Dozens of coronavirus fines could expire because of appeals backlog
Dozens of fines for breaching coronavirus rules during the lockdown period could lapse in the next few months because prosecutors have been swamped with appeals.
The public prosecution office’s central processing division CVOM received 12,000 formal challenges to fines issued between March 2020 and March 2022, some 7,000 of which are still in the queue to be assessed.
Another 4,000 objections have been reviewed and are ready to go to court, but in 70% of cases a date still needs to be set for a hearing before a judge.
A three-year legal time limit applies to the fines, after which prosecutors are no longer able to bring the case to court. Some 270 of the contested fines were issued in 2020, meaning they will expire during the course of this year.
The vast majority of the outstanding penalties, a total of 6,938, were issued in 2021, mostly for failing to observe the evening curfew that was in force from late January until the end of April. Another 100 disputed fines were issued in 2021.
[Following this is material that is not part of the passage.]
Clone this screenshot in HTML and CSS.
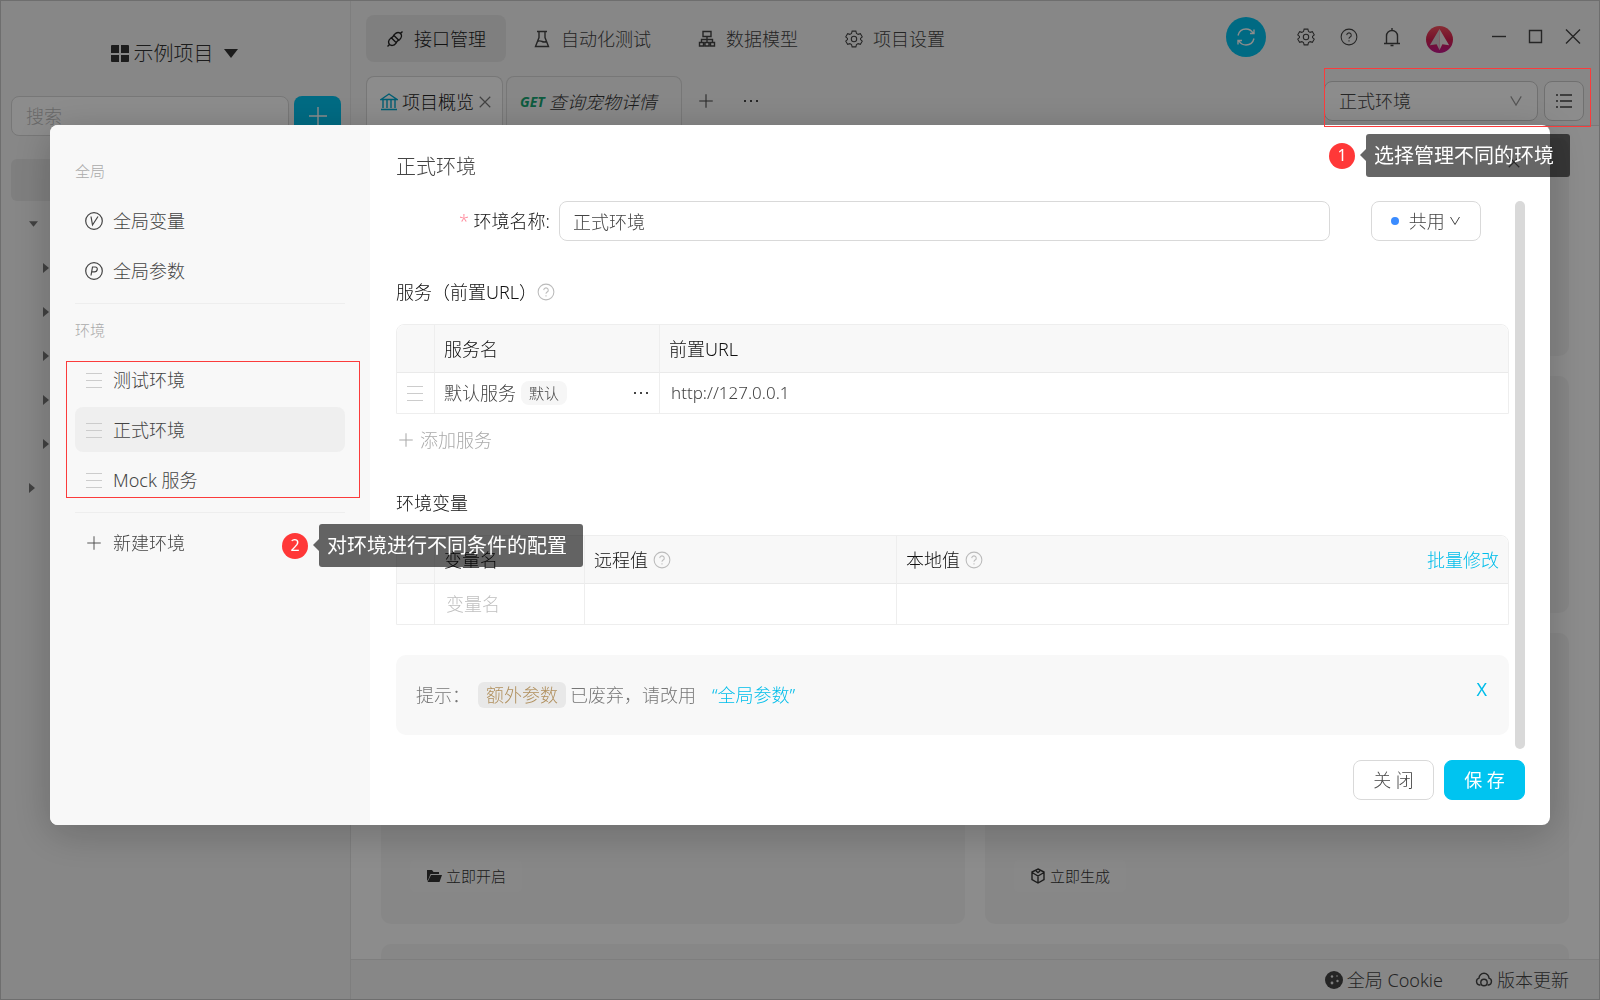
FILE: index.html
```html
<!DOCTYPE html>
<html lang="zh-CN">
<head>
<meta charset="utf-8">
<title>环境管理</title>
<meta name="viewport" content="width=device-width, initial-scale=1">
<link rel="stylesheet" href="styles.css">
</head>
<body>
<svg class="sprite" aria-hidden="true">
  <symbol id="i-gear" viewBox="0 0 24 24"><path d="M9.5 2.5h5l.8 3 2.2 1.300 3-.9 2.500 4.200-2.300 2.200v1.400l2.300 2.200-2.500 4.200-3-.9-2.200 1.300-.8 3h-5l-.8-3-2.200-1.300-3 .9L1 15.900l2.300-2.200v-1.400L1 10.100l2.500-4.200 3 .9 2.200-1.300z" transform="translate(0 -1)"/><circle cx="12" cy="12" r="3.600"/></symbol>
  <symbol id="i-help" viewBox="0 0 24 24"><circle cx="12" cy="12" r="10.500"/><path d="M9 9.500a3 3 0 1 1 4.500 2.600c-1 .6-1.500 1.100-1.500 2.200M12 16.400v1.600"/></symbol>
  <symbol id="i-plus" viewBox="0 0 24 24"><path d="M12 3v18M3 12h18"/></symbol>
  <symbol id="i-close" viewBox="0 0 24 24"><path d="M3 3l18 18M21 3L3 21"/></symbol>
  <symbol id="i-down" viewBox="0 0 24 24"><path d="M3 4l9 15 9-15"/></symbol>
  <symbol id="i-drag" viewBox="0 0 18 18"><path d="M1 2.500h16M1 9.500h16M1 16.500h16"/></symbol>
  <symbol id="i-dots" viewBox="0 0 18 18"><path d="M2 8h2v2H2zM8 8h2v2H8zM14 8h2v2h-2z"/></symbol>
</svg>

<div class="app">
  <aside class="side">
    <button class="project" type="button">
      <svg class="ico fill" viewBox="0 0 18 18"><path d="M1 0h7v8H0V1a1 1 0 0 1 1-1zM10 0h7a1 1 0 0 1 1 1v7h-8zM0 10h8v7H1a1 1 0 0 1-1-1zM10 10h8v6a1 1 0 0 1-1 1h-7z"/></svg>
      <span>示例项目</span>
      <svg class="caret" viewBox="0 0 14 9"><path d="M0 0h14L7 9z"/></svg>
    </button>
    <div class="search">
      <input type="text" placeholder="搜索" aria-label="搜索">
      <button type="button" aria-label="新建"><svg class="ico" viewBox="0 0 18 18"><path d="M9 0v18M0 9h18"/></svg></button>
    </div>
    <div class="root"></div>
    <ul class="tree">
      <li class="l0"><svg viewBox="0 0 10 6" class="tri-d"><path d="M0 0h10L5 6z"/></svg></li>
      <li class="l1"><svg viewBox="0 0 6 10" class="tri-r"><path d="M0 0v10l6-5z"/></svg></li>
      <li class="l1"><svg viewBox="0 0 6 10" class="tri-r"><path d="M0 0v10l6-5z"/></svg></li>
      <li class="l1"><svg viewBox="0 0 6 10" class="tri-r"><path d="M0 0v10l6-5z"/></svg></li>
      <li class="l1"><svg viewBox="0 0 6 10" class="tri-r"><path d="M0 0v10l6-5z"/></svg></li>
      <li class="l1"><svg viewBox="0 0 6 10" class="tri-r"><path d="M0 0v10l6-5z"/></svg></li>
      <li class="l0"><svg viewBox="0 0 6 10" class="tri-r"><path d="M0 0v10l6-5z"/></svg></li>
    </ul>
  </aside>

  <div class="main">
    <header class="top">
      <nav class="nav">
        <a href="#" class="on"><svg class="ico" viewBox="0 0 18 18"><path d="M4 14L1.500 16.500M14 4L16.500 1.500M3.500 14.500c-1.600-2-1-4.500 1-6l.8-.7 5 5-.7.8c-1.600 2-4.200 2.500-6.100.9zM7.700 5.200l.8-.8c1.800-2 4.300-2.400 6-.9 1.600 1.700 1 4.300-.8 6l-.9.8zM5.500 8L7.500 6M10 12.500L12 10.500"/></svg>接口管理</a>
        <a href="#"><svg class="ico" viewBox="0 0 18 18"><path d="M4 1.500h10M6 1.500v6L2.500 16.500h13L12 7.500v-6M4.500 11.500c2-1.300 3.500-.5 4.500 0s2.500 1 4.500 0"/></svg>自动化测试</a>
        <a href="#"><svg class="ico" viewBox="0 0 18 18"><path d="M5 1.500h8v5H5zM9 6.500v3M3.500 12V9.500h11V12M9 9.500V12M1.500 12.500h4v3.500h-4zM7 12.500h4v3.500H7zM12.500 12.500h4v3.500h-4z"/></svg>数据模型</a>
        <a href="#"><svg class="ico"><use href="#i-gear"/></svg>项目设置</a>
      </nav>
      <div class="tools">
        <button class="sync" type="button" aria-label="同步"><svg viewBox="0 0 20 20"><path d="M2 8.500C3 4.500 6 2 10 2c3 0 5.500 1.500 7 4M18 2.500V6.500h-4M18 11.500c-1 4-4 6.500-8 6.500-3 0-5.500-1.500-7-4M2 17.500V13.500h4"/></svg></button>
        <button type="button" aria-label="设置"><svg class="ico"><use href="#i-gear"/></svg></button>
        <button type="button" aria-label="帮助"><svg class="ico"><use href="#i-help"/></svg></button>
        <button type="button" aria-label="通知"><svg class="ico bell" viewBox="0 0 18 20"><path d="M1 16.500h16M3.500 16.500V9a5.500 5.500 0 0 1 11 0v7.500M9 3.500V1M7.500 18.500h3"/></svg></button>
        <button type="button" class="avatar" aria-label="账户"><svg viewBox="0 0 28 28"><defs><linearGradient id="av" x1="0" y1="0" x2="0" y2="1"><stop offset="0" stop-color="#f7525f"/><stop offset=".5" stop-color="#d8204f"/><stop offset="1" stop-color="#c2188f"/></linearGradient></defs><circle cx="14" cy="14" r="14" fill="url(#av)"/><path d="M14 3L4 20l7-1 3 6z" fill="#d9cdd0"/><path d="M14 3l10 17-7-1-3 6z" fill="#f3e9ea"/></svg></button>
        <button type="button" class="win" aria-label="最小化"><svg class="ico" viewBox="0 0 18 18"><path d="M2 8.500h14"/></svg></button>
        <button type="button" class="win" aria-label="最大化"><svg class="ico" viewBox="0 0 18 18"><path d="M2.500 2.500h12v12h-12z"/></svg></button>
        <button type="button" class="win" aria-label="关闭窗口"><svg class="ico" viewBox="0 0 18 18"><path d="M2 1.500l14 14M16 1.500L2 15.500"/></svg></button>
      </div>
    </header>

    <div class="tabs">
      <button type="button" class="tab on"><svg class="ico" viewBox="0 0 18 18"><path d="M1 6.500L9 1l8 5.500zM3 7v8M7 7v8M11 7v8M15 7v8M1 16.500h16"/></svg>项目概览<svg class="x"><use href="#i-close"/></svg></button>
      <button type="button" class="tab api"><b>GET</b><i>查询宠物详情</i></button>
      <button type="button" class="plain" aria-label="新标签"><svg class="ico"><use href="#i-plus"/></svg></button>
      <button type="button" class="plain" aria-label="更多"><svg class="ico fill"><use href="#i-dots"/></svg></button>
      <div class="env">
        <div class="pick">
          <select aria-label="环境"><option>正式环境</option></select>
          <svg class="chev"><use href="#i-down"/></svg>
        </div>
        <button type="button" class="list" aria-label="管理环境"><svg class="ico" viewBox="0 0 18 18"><path d="M5 3h12M5 9h12M5 15h12M1 3h2M1 9h2M1 15h2"/></svg></button>
      </div>
    </div>

    <div class="board">
      <div class="card"></div><div class="card"></div>
      <div class="card"></div><div class="card"></div>
      <div class="card end"><button type="button"><svg class="fill" viewBox="0 0 16 16"><path d="M1 2h5l1.500 2H13v2H4.500L2.500 11 1 13zM5 7h11l-2.500 7H1.500z"/></svg>立即开启</button></div>
      <div class="card end"><button type="button"><svg viewBox="0 0 16 16"><path d="M8 1l6 3v7.500L8 15l-6-3.500V4zM2 4.500L8 8l6-3.500M8 8v7M6 3l2 1.500L10 3M2 9v2.500L4.500 13M14 9v2.500L11.500 13"/></svg>立即生成</button></div>
      <div class="card wide"></div>
    </div>

    <footer class="foot">
      <a href="#"><svg class="ico" viewBox="0 0 18 18"><circle cx="9" cy="9" r="9" fill="currentColor" stroke="none"/><g fill="#e8e8e8" stroke="none"><circle cx="7" cy="5.500" r="1.200"/><circle cx="12.500" cy="10" r="1.200"/><circle cx="7" cy="12" r="1.400"/><circle cx="12" cy="5" r=".8"/></g></svg>全局 Cookie</a>
      <a href="#"><svg class="ico" viewBox="0 0 18 18"><path d="M5.500 14H4.500a3.500 3.500 0 0 1-.5-6.800 5 5 0 0 1 10 0 3.500 3.500 0 0 1-.5 6.800h-1"/><circle cx="9" cy="11.500" r="3.200"/></svg>版本更新</a>
    </footer>
  </div>
</div>

<div class="mask">
  <section class="modal" role="dialog" aria-labelledby="dlg-title">
    <div class="menu">
      <h3>全局</h3>
      <a href="#"><svg class="ico" viewBox="0 0 18 18"><circle cx="9" cy="9" r="8.300"/><path d="M6 4.500L7.500 13 13 4.500"/></svg>全局变量</a>
      <a href="#"><svg class="ico" viewBox="0 0 18 18"><circle cx="9" cy="9" r="8.300"/><path d="M6 13.500L7.500 5h2.700c3.200 0 2.600 4.800-.8 4.800H6.800"/></svg>全局参数</a>
      <hr>
      <h3>环境</h3>
      <a href="#"><svg class="ico drag"><use href="#i-drag"/></svg>测试环境</a>
      <a href="#" class="on"><svg class="ico drag"><use href="#i-drag"/></svg>正式环境</a>
      <a href="#"><svg class="ico drag"><use href="#i-drag"/></svg>Mock 服务</a>
      <hr>
      <a href="#"><svg class="ico"><use href="#i-plus"/></svg>新建环境</a>
    </div>

    <div class="detail">
      <div class="head">
        <h2 id="dlg-title">正式环境</h2>
        <button type="button" class="exit" aria-label="关闭对话框"><svg class="x"><use href="#i-close"/></svg></button>
      </div>
      <div class="scroll">
        <div class="pane">
          <div class="field">
            <label for="env-name"><em>*</em> 环境名称:</label>
            <input id="env-name" type="text" value="正式环境">
            <div class="share">
              <span class="dot"></span>
              <select aria-label="可见范围"><option>共用</option></select>
              <svg class="chev"><use href="#i-down"/></svg>
            </div>
          </div>

          <h4>服务（前置URL）<svg class="ico q"><use href="#i-help"/></svg></h4>
          <table class="grid">
            <thead><tr><th class="c-drag"></th><th class="c-name">服务名</th><th>前置URL</th></tr></thead>
            <tbody><tr>
              <td><svg class="ico drag"><use href="#i-drag"/></svg></td>
              <td><div class="name">默认服务<span class="tag">默认</span><svg class="ico fill more"><use href="#i-dots"/></svg></div></td>
              <td><input class="url" type="text" value="http://127.0.0.1" aria-label="前置URL"></td>
            </tr></tbody>
          </table>
          <button type="button" class="add"><svg class="ico"><use href="#i-plus"/></svg>添加服务</button>

          <h4>环境变量</h4>
          <table class="grid">
            <thead><tr>
              <th class="c-drag"></th>
              <th class="c-var">变量名</th>
              <th class="c-remote"><div class="name">远程值<svg class="ico q"><use href="#i-help"/></svg></div></th>
              <th><div class="name">本地值<svg class="ico q"><use href="#i-help"/></svg><a href="#" class="bulk">批量修改</a></div></th>
            </tr></thead>
            <tbody><tr>
              <td></td>
              <td><input type="text" placeholder="变量名" aria-label="变量名"></td>
              <td></td><td></td>
            </tr></tbody>
          </table>

          <div class="tip">
            <span>提示：</span><code>额外参数</code><span>已废弃，请改用</span><a href="#">“全局参数”</a>
            <button type="button">X</button>
          </div>
        </div>
        <div class="bar"></div>
      </div>
      <div class="actions">
        <button type="button">关 闭</button>
        <button type="button" class="primary">保 存</button>
      </div>
    </div>
  </section>
</div>

<div class="frame frame-env"></div>
<div class="frame frame-list"></div>
<div class="note note-env"><span class="num">1</span><span class="bubble">选择管理不同的环境</span></div>
<div class="note note-list"><span class="num">2</span><span class="bubble">对环境进行不同条件的配置</span></div>
</body>
</html>
```
FILE: styles.css
```css
* { box-sizing: border-box; }

body {
  margin: 0;
  font: 300 18px/24px "Noto Sans", "Noto Sans CJK SC", sans-serif;
  color: #444;
  background: #fff;
  overflow: hidden;
}

button, input, select { font: inherit; color: inherit; }
button { padding: 0; border: 0; background: none; white-space: nowrap; }
a { color: inherit; text-decoration: none; }
h2, h3, h4, ul { margin: 0; padding: 0; font-weight: 300; list-style: none; }
input, select { appearance: none; min-width: 0; border: 0; outline: 0; background: none; padding: 0; }
input::placeholder { color: #bfbfbf; opacity: 1; }

svg { display: block; flex: none; fill: none; stroke: currentColor; stroke-width: 1.4; }
.sprite { position: absolute; width: 0; height: 0; }
.ico { width: 18px; height: 18px; }
.x { width: 14px; height: 14px; }
.chev { width: 14px; height: 14px; }
.fill, .caret, .tri-d, .tri-r { fill: currentColor; stroke: none; }

/* Application window */
.app {
  display: grid;
  grid-template: minmax(0, 1fr) / 350px minmax(0, 1fr);
  height: 100vh;
  border: 1px solid #c8c8c8;
  background: #f6f6f6;
}
.side { border-right: 1px solid #e6e6e6; padding: 0 9px 0 10px; }
.project {
  display: flex;
  align-items: center;
  justify-content: center;
  gap: 5px;
  width: 100%;
  height: 95px;
  padding: 10px 4px 0 0;
  font-size: 20px;
  color: #333;
}
.caret { width: 14px; height: 9px; margin-left: 5px; }
.search { display: flex; gap: 5px; height: 40px; }
.search input {
  flex: 1;
  padding: 0 14px;
  border: 1px solid #d9d9d9;
  border-radius: 8px;
  background: #fff;
}
.search button {
  display: grid;
  place-items: center;
  width: 47px;
  border-radius: 8px;
  background: #00c2ee;
  color: #fff;
}
.root { height: 42px; margin: 23px 0 1px; border-radius: 6px; background: #e8e8e8; }
.tree li { display: flex; align-items: center; height: 44px; color: #777; }
.tree .l0 { padding-left: 18px; }
.tree .l1 { padding-left: 32px; }
.tri-d { width: 9px; height: 6px; }
.tri-r { width: 6px; height: 10px; }

.main { display: grid; grid-template-rows: 75px 50px minmax(0, 1fr) 40px; min-width: 0; }
.top { display: flex; justify-content: space-between; padding: 14px 17px 0 15px; }
.nav { display: flex; gap: 7px; }
.nav a {
  display: flex;
  align-items: center;
  gap: 10px;
  height: 47px;
  padding: 0 20px;
  border-radius: 8px;
}
.nav .on { background: #e8e8e8; color: #222; }
.tools { display: flex; align-items: center; gap: 25px; height: 44px; }
.tools button { display: grid; place-items: center; }
.tools .sync { width: 40px; height: 40px; margin-right: 6px; border-radius: 50%; background: #00c2ee; color: #fff; }
.sync svg { width: 20px; height: 20px; }
.tools .bell { height: 20px; }
.avatar { padding-top: 4px; }
.avatar svg { width: 27px; height: 27px; stroke: none; }
.win { margin-left: 12px; }
.win + .win { margin-left: -6px; }

.tabs { display: flex; gap: 3px; padding-left: 15px; border-bottom: 1px solid #dedede; }
.tab {
  display: flex;
  align-items: center;
  gap: 4px;
  width: 137px;
  padding: 2px 13px 0;
  border: 1px solid #d9d9d9;
  border-bottom: 0;
  border-radius: 8px 8px 0 0;
}
.tab.on { background: #fff; color: #222; }
.tab.on .ico { color: #00a9d0; }
.tab .x { color: #777; stroke-width: 2; }
.tab.api { width: 176px; color: #333; }
.tab b { font: italic 700 14px/24px "Noto Sans", sans-serif; color: #17a673; }
.plain { width: 42px; display: grid; place-items: center; }
.env { display: flex; gap: 6px; margin: 5px 15px 4px auto; }
.pick { display: flex; align-items: center; width: 214px; padding: 0 14px; border: 1px solid #ccc; border-radius: 8px; background: #fff; }
.pick select { flex: 1; }
.pick .chev { color: #999; stroke-width: 2; }
.list { display: grid; place-items: center; width: 40px; border: 1px solid #ccc; border-radius: 8px; background: #fff; }

.board {
  display: grid;
  grid-template: 218px 237px 291px 100px / 1fr 1fr;
  gap: 20px;
  padding: 12px 30px 0;
  background: #fff;
  overflow: hidden;
}
.card { border-radius: 10px; background: #f6f6f6; }
.card.end { display: flex; align-items: flex-end; padding: 32px 29px; }
.card.wide { grid-column: span 2; }
.card button {
  display: flex;
  align-items: center;
  gap: 4px;
  height: 32px;
  padding: 0 16px;
  border-radius: 6px;
  background: #f8f8f8;
  font-size: 15px;
  color: #333;
}
.card svg { width: 16px; height: 16px; }

.foot {
  display: flex;
  align-items: center;
  justify-content: flex-end;
  gap: 32px;
  padding-right: 30px;
  border-top: 1px solid #e6e6e6;
  background: #f6f6f6;
}
.foot a { display: flex; align-items: center; gap: 4px; }

/* Environment dialog */
.mask {
  position: fixed;
  inset: 0;
  display: flex;
  align-items: flex-start;
  padding: 125px 50px 0;
  background: rgba(0, 0, 0, .45);
}
.modal {
  display: grid;
  grid-template-columns: 320px minmax(0, 1fr);
  width: 100%;
  min-height: 700px;
  border-radius: 8px;
  background: #fff;
  box-shadow: 0 8px 40px rgba(0, 0, 0, .22);
}
.menu { padding: 27px 25px; border-radius: 8px 0 0 8px; background: #f8f8f8; }
.menu h3 { height: 46px; font-size: 15px; line-height: 38px; color: #aaa; }
.menu a {
  display: flex;
  align-items: center;
  gap: 10px;
  height: 45px;
  margin-bottom: 5px;
  padding: 0 10px;
  border-radius: 8px;
}
.menu .on { background: #efefef; }
.menu hr { height: 1px; margin: 10px 0 7px; border: 0; background: #eee; }
.menu .ico { stroke-width: 1.2; }
.menu .drag, .drag { color: #ccc; stroke-width: 1; }

.detail { display: flex; flex-direction: column; padding: 26px 25px 25px 26px; }
.head { display: flex; justify-content: space-between; height: 50px; }
.head h2 { font-size: 20px; line-height: 32px; }
.exit { height: 22px; margin-right: 4px; color: #666; }
.exit .x { stroke-width: 2; }
.scroll { display: flex; flex: 1; gap: 6px; }
.pane { flex: 1; min-width: 0; }
.bar { width: 10px; height: 548px; border-radius: 5px; background: #d9d9d9; }

.field { display: flex; align-items: center; height: 40px; }
.field label { width: 163px; padding-right: 9px; text-align: right; color: #111; white-space: nowrap; }
.field em { color: #ff8fa0; font-style: normal; }
.field input { flex: 1; height: 40px; padding: 0 13px; border: 1px solid #d9d9d9; border-radius: 8px; }
.share {
  display: flex;
  align-items: center;
  width: 110px;
  height: 40px;
  margin: 0 28px 0 41px;
  padding: 0 19px;
  border: 1px solid #d9d9d9;
  border-radius: 8px;
}
.share select { width: 41px; }
.share .chev { width: 12px; height: 12px; stroke-width: 2; }
.dot { width: 8px; height: 8px; margin-right: 10px; border-radius: 50%; background: #3b8cff; }

h4 { display: flex; align-items: center; height: 24px; margin: 39px 0 20px; font-size: 18px; color: #111; }
.q { color: #bbb; }
.grid { width: 100%; border-collapse: separate; border-spacing: 0; table-layout: fixed; border: 1px solid #eee; border-radius: 8px 8px 0 0; }
.grid th, .grid td { height: 40px; padding: 0 9px; border-right: 1px solid #eee; text-align: left; font-weight: 300; }
.grid th { height: 48px; border-bottom: 1px solid #eaeaea; background: #f8f8f8; color: #111; }
.grid tr > :last-child { border-right: 0; }
.grid th:first-child { border-radius: 8px 0 0 0; }
.grid th:last-child { border-radius: 0 8px 0 0; }
.grid input { display: block; width: 100%; padding-left: 2px; }
.grid .url { font-size: 17px; }
.c-drag { width: 38px; }
.c-name { width: 225px; }
.c-var { width: 150px; }
.c-remote { width: 312px; }
.name { display: flex; align-items: center; gap: 5px; }
.tag { padding: 0 8px; border-radius: 8px; background: #f6f6f6; font-size: 15px; }
.more { margin-left: auto; }
.bulk { margin-left: auto; color: #00bdea; }
.add { display: flex; align-items: center; gap: 5px; height: 24px; margin: 14px 0 0 1px; color: #aaa; }

.tip {
  display: flex;
  align-items: center;
  height: 80px;
  margin-top: 30px;
  padding: 0 20px;
  border-radius: 10px;
  background: #f8f8f8;
  color: #777;
}
.tip code { margin: 0 4px 0 8px; padding: 1px 8px; border-radius: 6px; background: #e8e8e8; color: #b08f5c; font-family: inherit; }
.tip a { margin-left: 16px; color: #00bdea; }
.tip button { align-self: flex-start; margin: 22px 2px 0 auto; color: #00bdea; font-weight: 400; }

.actions { display: flex; justify-content: flex-end; gap: 10px; }
.actions button { width: 81px; height: 40px; border: 1px solid #d9d9d9; border-radius: 8px; }
.actions .primary { border-color: #00c4f0; background: #00c4f0; color: #fff; font-weight: 400; }

/* Guide marks lying over the page */
.frame { position: absolute; border: 1px solid #fb3b3b; }
.frame-env { top: 68px; right: 9px; width: 267px; height: 59px; }
.frame-list { top: 361px; left: 66px; width: 294px; height: 137px; }
.note { position: absolute; display: flex; align-items: center; gap: 11px; }
.note-env { top: 134px; right: 30px; }
.note-list { top: 524px; left: 282px; }
.num {
  width: 26px;
  height: 26px;
  border-radius: 50%;
  background: #ff3838;
  color: #fff;
  font-size: 16px;
  font-weight: 400;
  line-height: 24px;
  text-align: center;
}
.bubble {
  position: relative;
  padding: 0 16px 0 8px;
  border-radius: 3px;
  background: rgba(0, 0, 0, .6);
  color: #fff;
  font-size: 20px;
  font-weight: 400;
  line-height: 43px;
  white-space: nowrap;
}
.bubble::before {
  content: "";
  position: absolute;
  top: 15px;
  left: -6px;
  border: 6px solid transparent;
  border-left: 0;
  border-right-color: rgba(0, 0, 0, .6);
}
```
Senior prosecutor Achilles Damen told EenVandaag there was no question of the fines being written off. ‘It’s about standards,’ he said. ‘We thought it was important at the time and that’s still the case.
‘Thousands of cases sounds like a lot to many people, but we’re set up to deal with large numbers of cases.’
Damen added that the appeals would be carefully considered to ensure justice was done both to those who were fined and the enforcement agencies that had the job of issuing them.
‘People were confronted with the criminal law for something that is usually quite normal. You’d go for a walk around the block and suddenly it wasn’t allowed.
‘Some of them responded with extensive legal objections that the government was not authorised to restrict their constitutional rights. Those are the most serious cases from a legal point of view.’
Altogether 180,000 fines were handed out by police and local government enforcement teams during the two years of the ‘one and a half metre society’, most of which have been paid off.
The fines were initially set at €390, which meant those who paid them also acquired a criminal record, but were reduced to €95 in September 2020. The decision came shortly after photographs were published of the then justice minister, Ferd Grapperhaus, ignoring social distancing rules and hugging his mother-in-law at his wedding.